Başbakan Yardımcısı Akdoğan, çözüm sürecini provoke edenlerin zararlı çıkacağını söyledi. “Süreç devlet politikası” diyen Akdoğan, Cumhurbaşkanı’nın sürecin önderi olduğunu belirtti.
Başbakan Yardımcısı Yalçın Akdoğan, çözüm süreci üzerinden yaşanan son tartışmaların ardından önemli mesajlar verdi. Seçim sürecinin tıkandığına ilişkin iddiaları reddeden Akdoğan, “Bu seçimlere kurban edilebilecek bir konu değildir” dedi.

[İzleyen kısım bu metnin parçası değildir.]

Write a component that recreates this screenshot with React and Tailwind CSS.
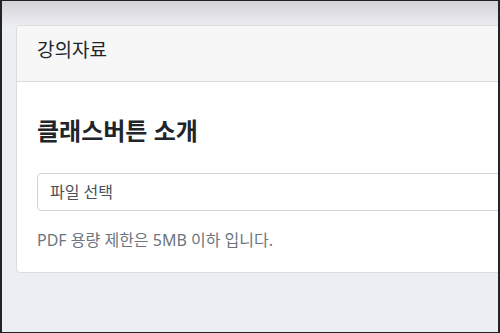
import React from "react";

const FONT = "font-['Noto_Sans','Noto_Sans_CJK_KR',sans-serif]";

export default function App() {
	return (
		<div
			className={`${FONT} h-[333px] w-[500px] overflow-hidden border-x-2 border-y border-[#232323] bg-[#edeef3] bg-[linear-gradient(to_bottom,#d2d2d7_0px,#edeef3_26px)]`}
		>
			<div className="ml-[14px] mt-[24px] w-[540px] overflow-hidden rounded-l-[4px] border border-[#dcdcdf] bg-white">
				{/* Card header */}
				<div className="h-[56px] border-b border-[#dcdcdf] bg-[#f7f7f7] pl-5 pt-[11px]">
					<span className="text-[19px] leading-[26px] text-[#212529]">강의자료</span>
				</div>

				{/* Card body */}
				<div className="px-5 pb-5 pt-[34px]">
					<h2 className="text-[24px] font-bold leading-[30px] text-[#212529]">
						클래스버튼 소개
					</h2>
					<div className="mt-[27px] flex h-[38px] items-center rounded-[4px] border border-[#ced4da] px-3">
						<span className="text-[16px] text-[#495057]">파일 선택</span>
					</div>
					<p className="mt-[17px] text-[16px] leading-[24px] text-[#6c757d]">
						PDF 용량 제한은 5MB 이하 입니다.
					</p>
				</div>
			</div>
		</div>
	);
}
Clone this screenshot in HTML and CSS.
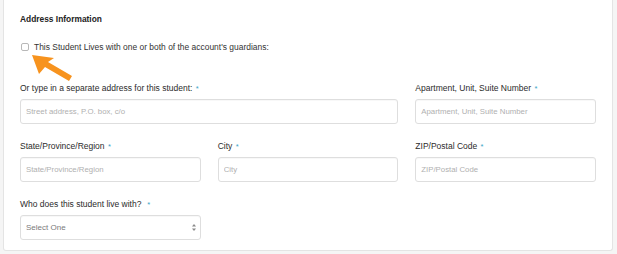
FILE: index.html
```html
<!DOCTYPE html>
<html lang="en">
<head>
    <meta charset="UTF-8">
    <meta name="viewport" content="width=device-width, initial-scale=1.0">
    <title>Address Information</title>
    <link rel="stylesheet" href="styles.css">
</head>
<body>
    <div class="card">
        <h3 class="section-title">Address Information</h3>
        <label class="check-row">
            <input type="checkbox" class="check">
            <span>This Student Lives with one or both of the account's guardians:</span>
        </label>
        <svg class="pointer" width="50" height="34" viewBox="0 0 50 34">
            <polygon points="0,0 22,3 16,7 40,21 37,26 13,12 7,19" fill="#f7931e"/>
        </svg>
        <div class="fields">
            <div class="field span-2">
                <label>Or type in a separate address for this student: <span class="req">*</span></label>
                <input type="text" placeholder="Street address, P.O. box, c/o">
            </div>
            <div class="field">
                <label>Apartment, Unit, Suite Number <span class="req">*</span></label>
                <input type="text" placeholder="Apartment, Unit, Suite Number">
            </div>
            <div class="field">
                <label>State/Province/Region <span class="req">*</span></label>
                <input type="text" placeholder="State/Province/Region">
            </div>
            <div class="field">
                <label>City <span class="req">*</span></label>
                <input type="text" placeholder="City">
            </div>
            <div class="field">
                <label>ZIP/Postal Code <span class="req">*</span></label>
                <input type="text" placeholder="ZIP/Postal Code">
            </div>
            <div class="field">
                <label>Who does this student live with? &nbsp;<span class="req">*</span></label>
                <div class="select-wrap">
                    <select>
                        <option>Select One</option>
                    </select>
                    <svg class="select-arrows" width="4" height="7" viewBox="0 0 4 7">
                        <polygon points="2,0 4,2.6 0,2.6" fill="#8a8a8a"/>
                        <polygon points="0,4.4 4,4.4 2,7" fill="#8a8a8a"/>
                    </svg>
                </div>
            </div>
        </div>
    </div>
</body>
</html>
```

FILE: styles.css
```css
body {
    margin: 0;
    background: #f5f5f5;
    font-family: 'Liberation Sans', Arial, sans-serif;
    color: #333;
}

.card {
    position: relative;
    margin: 0 4px 3px 3px;
    padding: 13px 16px;
    background: #fff;
    border: 1px solid #e4e4e4;
    border-top: none;
    border-radius: 0 0 3px 3px;
    box-sizing: border-box;
    height: 251px;
}

.section-title {
    margin: 0;
    font-size: 8.4px;
    line-height: 12px;
    font-weight: bold;
    color: #222;
}

.check-row {
    display: flex;
    align-items: center;
    gap: 5px;
    margin-top: 16px;
    height: 12px;
    font-size: 8.45px;
    color: #333;
}

.check {
    appearance: none;
    margin: 0 0 0 1px;
    width: 8px;
    height: 8px;
    border: 1px solid #b8b8b8;
    border-radius: 2px;
    background: #fff;
}

.pointer {
    position: absolute;
    left: 28px;
    top: 55px;
}

.fields {
    display: grid;
    grid-template-columns: 1fr 1fr 1fr;
    column-gap: 17px;
    row-gap: 16px;
    margin-top: 29px;
}

.span-2 {
    grid-column: span 2;
}

.field label {
    display: block;
    font-size: 8.5px;
    line-height: 12px;
    margin-bottom: 4px;
    color: #2b2b2b;
}

.req {
    color: #3ba4c8;
    font-size: 7.5px;
    margin-left: 1px;
}

.field input,
.field select {
    display: block;
    width: 100%;
    height: 25px;
    box-sizing: border-box;
    padding: 0 5px;
    border: 1px solid #dedede;
    border-radius: 3px;
    background: #fff;
    box-shadow: inset 0 1px 1px rgba(0, 0, 0, 0.03);
    font-family: 'Liberation Sans', Arial, sans-serif;
    font-size: 7.8px;
    color: #777;
    outline: none;
}

.field input::placeholder {
    color: #b0b0b0;
}

.select-wrap {
    position: relative;
}

.field select {
    appearance: none;
    color: #7a7a7a;
    font-size: 8px;
}

.select-arrows {
    position: absolute;
    right: 5px;
    top: 9px;
}
```
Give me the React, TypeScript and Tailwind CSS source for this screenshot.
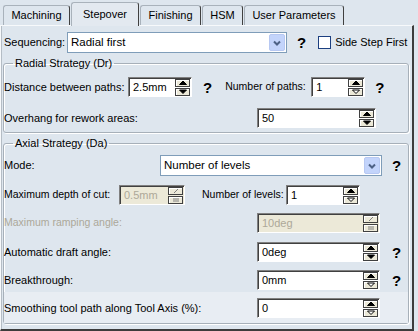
import React from 'react';

function Q({ className = '' }: { className?: string }) {
  return <span className={`text-[15px] font-bold leading-none text-black ${className}`}>?</span>;
}

function Arrow({ up, hollow, disabled }: { up?: boolean; hollow?: boolean; disabled?: boolean }) {
  const d = up ? 'M0.5 4.5 L4 1 L7.5 4.5 Z' : 'M0.5 1 L4 4.5 L7.5 1 Z';
  if (disabled) {
    return (
      <svg width="8" height="6" viewBox="0 0 8 6">
        <path d={up ? 'M2 5 L6 1' : 'M1 2 H7 M1 4 H7'} stroke="#808080" strokeWidth="1" fill="none" />
      </svg>
    );
  }
  return (
    <svg width="8" height="6" viewBox="0 0 8 6">
      <path d={d} fill={hollow ? 'white' : 'black'} stroke="black" strokeWidth="1" />
    </svg>
  );
}

function Spin({
  value,
  w,
  disabled,
  hollow,
}: {
  value: string;
  w: string;
  disabled?: boolean;
  hollow?: boolean;
}) {
  return (
    <div
      className={`flex h-[20px] shrink-0 border border-t-[#808080] border-l-[#808080] border-b-white border-r-white shadow-[inset_1px_1px_0_#404040] ${w} ${
        disabled ? 'bg-[#ece9d8]' : 'bg-white'
      }`}
    >
      <span className={`flex-1 pl-[4px] pt-[3px] text-[11px] leading-[13px] ${disabled ? 'text-[#aca899]' : 'text-black'}`}>
        {value}
      </span>
      <div className="flex w-[16px] flex-col gap-[1px] py-[1px] pr-[1px]">
        <div className="flex flex-1 items-center justify-center border border-[#404040] bg-[#ece9d8] shadow-[inset_1px_1px_0_white]">
          <Arrow up disabled={disabled} />
        </div>
        <div className="flex flex-1 items-center justify-center border border-[#404040] bg-[#ece9d8] shadow-[inset_1px_1px_0_white]">
          <Arrow hollow={hollow} disabled={disabled} />
        </div>
      </div>
    </div>
  );
}

function Combo({ value, w }: { value: string; w: string }) {
  return (
    <div className={`flex h-[21px] shrink-0 items-center border border-[#7f9db9] bg-white ${w}`}>
      <span className="flex-1 pl-[3px] pt-[1px] text-[11.5px] text-black">{value}</span>
      <div className="mr-[1px] flex h-[17px] w-[16px] items-center justify-center rounded-[2px] border border-[#b7c8f2] bg-[#c3d4fb]">
        <svg width="8" height="6" viewBox="0 0 8 6">
          <path d="M1 1.5 L4 4.5 L7 1.5" stroke="#4d6185" strokeWidth="2" fill="none" />
        </svg>
      </div>
    </div>
  );
}

function Tab({ label, w, active }: { label: string; w: string; active?: boolean }) {
  return (
    <div
      className={`flex items-center justify-center rounded-t-[3px] border-t border-l border-r border-t-[#a9b2bb] border-l-[#a9b2bb] border-r-[#404040] text-[11px] ${w} ${
        active ? 'relative z-10 -mb-px h-[24px] bg-[#e3e9f0]' : 'h-[20px] bg-[#dee6ee]'
      }`}
    >
      <span className="pb-[1px]">{label}</span>
    </div>
  );
}

function Legend({ children }: { children: React.ReactNode }) {
  return <legend className="ml-[9px] px-[2px] text-[11px] leading-[13px]">{children}</legend>;
}

export default function App() {
  return (
    <div className="h-[331px] w-[418px] overflow-hidden whitespace-nowrap bg-[#dee6ee] font-['Liberation_Sans',Arial,sans-serif] text-[10.5px] text-black">
      <div className="flex h-[25px] items-end gap-[1px] pl-[3px]">
        <Tab label="Machining" w="w-[67px]" />
        <Tab label="Stepover" w="w-[68px]" active />
        <Tab label="Finishing" w="w-[61px]" />
        <Tab label="HSM" w="w-[41px]" />
        <Tab label="User Parameters" w="w-[100px]" />
      </div>

      <div className="w-[414px] border-t border-l border-r-2 border-b-2 border-t-[#f7f9fb] border-l-[#f7f9fb] border-r-[#3c3c3c] border-b-[#3c3c3c] pb-[5px] shadow-[inset_1px_0_0_#b5bdc5]">
        <div className="mt-[6px] flex h-[21px] items-center pl-[3px]">
          <span className="w-[63px] shrink-0 text-[11px]">Sequencing:</span>
          <Combo value="Radial first" w="w-[220px]" />
          <Q className="ml-[10px]" />
          <div className="ml-[12px] h-[13px] w-[13px] shrink-0 border border-[#1c3f80] bg-white" />
          <span className="ml-[4px] text-[11px]">Side Step First</span>
        </div>

        <fieldset className="ml-[2px] mt-[4px] w-[406px] rounded-[3px] border border-[#a7b0b9] pb-[4px] shadow-[1px_1px_0_white,inset_1px_1px_0_white]">
          <Legend>Radial Strategy (Dr)</Legend>
          <div className="mt-[7px] flex h-[20px] items-center">
            <span className="w-[124px] shrink-0 text-[11px]">Distance between paths:</span>
            <Spin value="2.5mm" w="w-[64px]" />
            <Q className="ml-[11px]" />
            <span className="ml-[13px] w-[86px] shrink-0">Number of paths:</span>
            <Spin value="1" w="w-[54px]" hollow />
            <Q className="ml-[10px]" />
          </div>
          <div className="mt-[11px] flex h-[20px] items-center">
            <span className="w-[253px] shrink-0 text-[11px]">Overhang for rework areas:</span>
            <Spin value="50" w="w-[119px]" />
          </div>
        </fieldset>

        <fieldset className="ml-[2px] mt-[4px] w-[406px] rounded-[3px] border border-[#a7b0b9] shadow-[1px_1px_0_white,inset_1px_1px_0_white]">
          <Legend>Axial Strategy (Da)</Legend>
          <div className="mt-[5px] flex h-[21px] items-center">
            <span className="w-[156px] shrink-0 self-start pt-[2px] text-[11px]">Mode:</span>
            <Combo value="Number of levels" w="w-[222px]" />
            <Q className="ml-[10px]" />
          </div>
          <div className="mt-[9px] flex h-[20px] items-center">
            <span className="w-[115px] shrink-0">Maximum depth of cut:</span>
            <Spin value="0.5mm" w="w-[66px]" disabled />
            <span className="ml-[17px] w-[84px] shrink-0">Number of levels:</span>
            <Spin value="1" w="w-[74px]" hollow />
          </div>
          <div className="mt-[8px] flex h-[20px] items-center">
            <span className="w-[253px] shrink-0 text-[#aca899]">Maximum ramping angle:</span>
            <Spin value="10deg" w="w-[123px]" disabled />
          </div>
          <div className="mt-[9px] flex h-[20px] items-center">
            <span className="w-[253px] shrink-0 text-[11px]">Automatic draft angle:</span>
            <Spin value="0deg" w="w-[123px]" />
            <Q className="ml-[12px]" />
          </div>
          <div className="mt-[8px] flex h-[20px] items-center">
            <span className="w-[253px] shrink-0 text-[11px]">Breakthrough:</span>
            <Spin value="0mm" w="w-[123px]" hollow />
            <Q className="ml-[12px]" />
          </div>
          <div className="mt-[2px] bg-[#e8edf3] pt-[6px] pb-[5px]">
            <div className="flex h-[20px] items-center">
              <span className="w-[253px] shrink-0 text-[11px]">Smoothing tool path along Tool Axis (%):</span>
              <Spin value="0" w="w-[123px]" hollow />
            </div>
          </div>
        </fieldset>
      </div>
    </div>
  );
}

‘Temaslar yapılmakta’ Akdoğan şöyle devam etti: “Basit siyasi hesaplar, polemiklerle yürütülebilecek bir süreç değildir. Açılım sürecinde çok önemli reformlar hayata geçirirken, bir pazarlığın parçası olarak bunu yapmadık. Örgütün silah bırakması vesaire önemlidir. Bunun çözülebilmesi için bir takım temaslar yapılmaktadır. Bu tür süreçlerin dili, tarzı ne olmalıdır bunu doğru anlamak lazım.” ‘Kürtleri teslim etmeyiz’
“HDP’nin anlayışının
Kürtlerin değer dünyasına uygun hakeret etmediğini düşünüyoruz, Kürtleri de bunlara teslim edecek değiliz. Bununla birlikte süreçteki aktörlerin dillerine dikkat etmeleri lazım. Demirtaş’ın Sayın Cumhurbaşkanımıza yönelik yaklaşımları sürecin ruhuna uygun değil.” ‘Destek yüzde 68’ “Bu süreci AK Parti başlattı, Sayın Erdoğan başlattı. Sürece destek yüzde 68. Bir sürece yüzde 68 destek varsa, bu büyük bir siyasi hareketin, yüzde 52 ile Cumhurbaşkanlığı seçimi kazanan büyük bir siyasi hareketin öncülüğünde gerçekleştirilmiştir. Cumhurbaşkanı devletin başındaki kişidir, çözüm süreci de devlet politikasıdır. Bütün kurumların sürecin ruhuna uygun hareket etmesi gerekir. Hükümetin kararlılığı, samimiyeti ne kadar önemli ise sayın Cumhurbaşkanı’nın bu sürecin arkasında olması önemlidir. Burada AK Parti’nin çok üzerinde bir destek olması, MHP ve CHP’nin neredeyse yarısının da bu süreci kabullendiğini ve akan kan dursun dediğini gösteriyor. Bu da çok önemlidir.”
‘Silahı devreye sokan kaybeder’
“Bir yanda elimizde silah olsun, diğer taraftan demokrasi olsun, bu kabul edilemez. Bir takım odakların, örgüt içerisindeki bazı yapıların süreci nasıl bozabiliriz arayışı içinde olduğu anlaşılıyor. Eller yeniden tetiğe uzanırsa, bir takım tezgahlar provokasyonlar filan düşünülüyorsa bunlara karşı devlet uyanıktır, yapanın yanına kar kalmaz. Kendileri zararlı çıkar. Ateşle oynayan yanar! Silahı devreye sokan kaybeder.”
‘HDP olmazsa kıyamet kopmaz’
“Biz bu işleri başlattığımızda HDP Meclis’te değildi. Meclis’te olmayan ve siyaset yapan partiler var, onlar eline silah mı alıyor? Bu demokrasiye inanmamak anlamına kalır. Temsil noktasında bir sıkıntının yaşanacağına inanmıyorum. Kıyametin kopacağına da inanmıyorum. Yanlış yapan kendi kaybeder.”